Understanding User Experience: Literary Analysis meets HCI

Organisers:
Peter Wright (University of York)
Janet Finlay (Leeds Metropolitan University)

You are invited to participate in an interactive workshop
exploring the potential contribution of approaches from
literary and cultural studies to interaction design. With
the confluence of computing and communications technology
and the deeper penetration of computers into our everyday
lives, purely functional construals of human interaction
are limiting progress in our understanding of interaction
design. In today's world, interaction design is as much
about fun, entertainment, community and identity it as
it is about work, tasks and goals.  This is reflected in
recent concerns to contrast usability and user experience
and to analyse such uniquely human characteristics such
as trust and loyalty and identity.

The aim of this workshop is to bring together researchers
who are actively exploring the application of new metaphors,
models and approaches from literary or cultural studies to
interaction design as well as those who have a specific
interest in these possibilities.

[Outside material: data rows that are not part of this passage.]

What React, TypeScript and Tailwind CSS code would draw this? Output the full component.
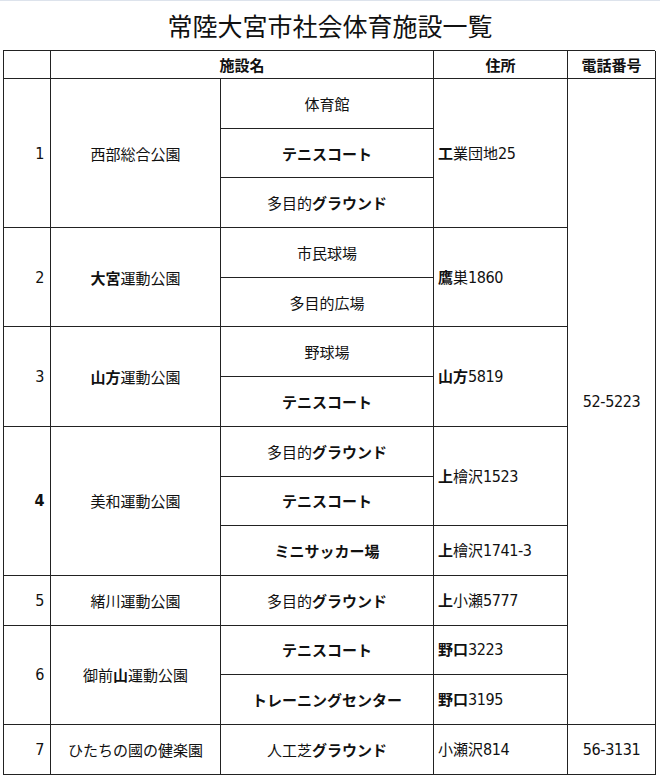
import React from 'react';

type Part = string | { b: string };

const jp = 'font-["Noto_Sans_CJK_JP","Noto_Sans",sans-serif]';
const narrow = 'font-["Liberation_Sans_Narrow","DejaVu_Sans_Condensed","Liberation_Sans",sans-serif] [font-stretch:condensed]';

// render text: objects are bold, digit runs get the narrow font
function Txt({ parts }: { parts: Part[] }) {
  return (
    <span>
      {parts.map((p, i) => {
        const bold = typeof p !== 'string';
        const s = typeof p === 'string' ? p : p.b;
        return s.split(/(\d[\d-]*)/).map((chunk, j) =>
          chunk === '' ? null : /^\d/.test(chunk) ? (
            <span key={`${i}-${j}`} className={`${narrow} text-[16px] tracking-[-0.4px] ${bold ? 'font-bold' : ''}`}>
              {chunk}
            </span>
          ) : (
            <span key={`${i}-${j}`} className={bold ? 'font-bold' : 'font-normal'}>
              {chunk}
            </span>
          )
        );
      })}
    </span>
  );
}

const cell = 'border-r border-b border-[#222] flex items-center';

export default function App() {
  return (
    <div className={`w-[660px] h-[778px] bg-white text-[#111] border-t border-[#dde3ec] ${jp}`}>
      <div className="h-[49px] flex items-center justify-center">
        <h1 className="text-[25px] leading-none font-normal">常陸大宮市社会体育施設一覧</h1>
      </div>

      <div className="ml-[3px] w-[652px] grid grid-cols-[47px_170px_213px_134px_88px] grid-rows-[28px_repeat(14,49.7px)] border-l border-t border-[#222] text-[15px] leading-none">
        {/* header */}
        <div className={`${cell} col-start-1 row-start-1`} />
        <div className={`${cell} col-start-2 col-span-2 row-start-1 justify-center font-bold`}>施設名</div>
        <div className={`${cell} col-start-4 row-start-1 justify-center font-bold`}>住所</div>
        <div className={`${cell} col-start-5 row-start-1 justify-center font-bold`}>電話番号</div>

        {/* numbers */}
        <div className={`${cell} col-start-1 row-start-2 row-span-3 justify-end pr-[6px]`}><Txt parts={['1']} /></div>
        <div className={`${cell} col-start-1 row-start-5 row-span-2 justify-end pr-[6px]`}><Txt parts={['2']} /></div>
        <div className={`${cell} col-start-1 row-start-7 row-span-2 justify-end pr-[6px]`}><Txt parts={['3']} /></div>
        <div className={`${cell} col-start-1 row-start-9 row-span-3 justify-end pr-[6px]`}><Txt parts={[{ b: '4' }]} /></div>
        <div className={`${cell} col-start-1 row-start-12 justify-end pr-[6px]`}><Txt parts={['5']} /></div>
        <div className={`${cell} col-start-1 row-start-13 row-span-2 justify-end pr-[6px]`}><Txt parts={['6']} /></div>
        <div className={`${cell} col-start-1 row-start-15 justify-end pr-[6px]`}><Txt parts={['7']} /></div>

        {/* parks */}
        <div className={`${cell} col-start-2 row-start-2 row-span-3 justify-center`}>西部総合公園</div>
        <div className={`${cell} col-start-2 row-start-5 row-span-2 justify-center`}><Txt parts={[{ b: '大宮' }, '運動公園']} /></div>
        <div className={`${cell} col-start-2 row-start-7 row-span-2 justify-center`}><Txt parts={[{ b: '山方' }, '運動公園']} /></div>
        <div className={`${cell} col-start-2 row-start-9 row-span-3 justify-center`}>美和運動公園</div>
        <div className={`${cell} col-start-2 row-start-12 justify-center`}>緒川運動公園</div>
        <div className={`${cell} col-start-2 row-start-13 row-span-2 justify-center`}><Txt parts={['御前', { b: '山' }, '運動公園']} /></div>
        <div className={`${cell} col-start-2 row-start-15 justify-center`}>ひたちの國の健楽園</div>

        {/* facilities */}
        <div className={`${cell} col-start-3 row-start-2 justify-center`}>体育館</div>
        <div className={`${cell} col-start-3 row-start-3 justify-center font-bold`}>テニスコート</div>
        <div className={`${cell} col-start-3 row-start-4 justify-center`}><Txt parts={['多目的', { b: 'グラウンド' }]} /></div>
        <div className={`${cell} col-start-3 row-start-5 justify-center`}>市民球場</div>
        <div className={`${cell} col-start-3 row-start-6 justify-center`}>多目的広場</div>
        <div className={`${cell} col-start-3 row-start-7 justify-center`}>野球場</div>
        <div className={`${cell} col-start-3 row-start-8 justify-center font-bold`}>テニスコート</div>
        <div className={`${cell} col-start-3 row-start-9 justify-center`}><Txt parts={['多目的', { b: 'グラウンド' }]} /></div>
        <div className={`${cell} col-start-3 row-start-10 justify-center font-bold`}>テニスコート</div>
        <div className={`${cell} col-start-3 row-start-11 justify-center font-bold`}>ミニサッカー場</div>
        <div className={`${cell} col-start-3 row-start-12 justify-center`}><Txt parts={['多目的', { b: 'グラウンド' }]} /></div>
        <div className={`${cell} col-start-3 row-start-13 justify-center font-bold`}>テニスコート</div>
        <div className={`${cell} col-start-3 row-start-14 justify-center font-bold`}>トレーニングセンター</div>
        <div className={`${cell} col-start-3 row-start-15 justify-center`}><Txt parts={['人工芝', { b: 'グラウンド' }]} /></div>

        {/* addresses */}
        <div className={`${cell} col-start-4 row-start-2 row-span-3 pl-[4px]`}><Txt parts={[{ b: '工' }, '業団地25']} /></div>
        <div className={`${cell} col-start-4 row-start-5 row-span-2 pl-[4px]`}><Txt parts={[{ b: '鷹' }, '巣1860']} /></div>
        <div className={`${cell} col-start-4 row-start-7 row-span-2 pl-[4px]`}><Txt parts={[{ b: '山方' }, '5819']} /></div>
        <div className={`${cell} col-start-4 row-start-9 row-span-2 pl-[4px]`}><Txt parts={[{ b: '上' }, '檜沢1523']} /></div>
        <div className={`${cell} col-start-4 row-start-11 pl-[4px]`}><Txt parts={[{ b: '上' }, '檜沢1741-3']} /></div>
        <div className={`${cell} col-start-4 row-start-12 pl-[4px]`}><Txt parts={[{ b: '上' }, '小瀬5777']} /></div>
        <div className={`${cell} col-start-4 row-start-13 pl-[4px]`}><Txt parts={[{ b: '野口' }, '3223']} /></div>
        <div className={`${cell} col-start-4 row-start-14 pl-[4px]`}><Txt parts={[{ b: '野口' }, '3195']} /></div>
        <div className={`${cell} col-start-4 row-start-15 pl-[4px]`}><Txt parts={['小瀬沢814']} /></div>

        {/* phones */}
        <div className={`${cell} col-start-5 row-start-2 row-span-13 justify-center`}><Txt parts={['52-5223']} /></div>
        <div className={`${cell} col-start-5 row-start-15 justify-center`}><Txt parts={['56-3131']} /></div>
      </div>
    </div>
  );
}
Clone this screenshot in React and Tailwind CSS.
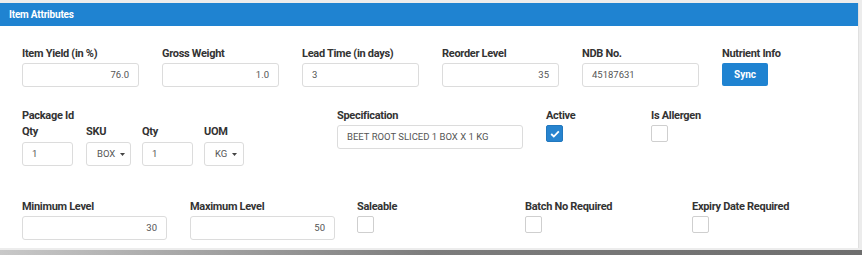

The latter group may
include researchers in cultural studies interested in this
application area or developers of interactive artefacts,
such as games or multimedia, where these approaches have
clear application. The workshop's objectives are to begin
to develop a research agenda for HCI practitioners
interested in these issues and to help to establish an
active research community.

Literary analysis covers a very broad range of potentially
relevant topics, for example:
* Genre theory provides us with a potentially valuable way
of characterising the relationship between user and artefact
in a way that orients us towards experience and expectation
as key components of user satisfaction.
* Reception theory views the reader as an active interpreter
of texts who forges meaning on the basis of her personal,
social and historical context.
* Dialogism gives us a way of approaching interaction as a
perspectival and creative process.
* Narrative is central in many approaches to understanding
human activity and interaction.
* Deconstructionism is one approach to the analysis of texts
and artifacts that may have analytical value in HCI.

The workshop will be based around position paper presentations
and facilitated and focused discussions. Each participant will
be asked to prepare a response to another position paper and to facilitate
discussion around it. This pre-workshop activity will
be critical to the success of the event and all participants
should be prepared to take an active part.

If you are interested in participating in the workshop please
submit a position paper of no more than 4 A4 pages explaining
your interest in this area and/or summarising any work you
have previously undertaken in this field. Your position paper
should indicate how you consider literary analysis can
contribute to HCI (or indeed problems with this approach)
and what you consider to be the most important research
issues in this area.

Position papers should be sent to Peter Wright ([log in to unmask])
no later than July 31st. Successful applicants will be notified
by August 10th, together with details of the paper they are
required to respond to. A discussion web site will also be
provided at that time.

The outcomes of the workshop will be disseminated at the
conference by the production of a poster and it is hoped
that some or all of the position papers will be developed
into contributions for a journal special issue.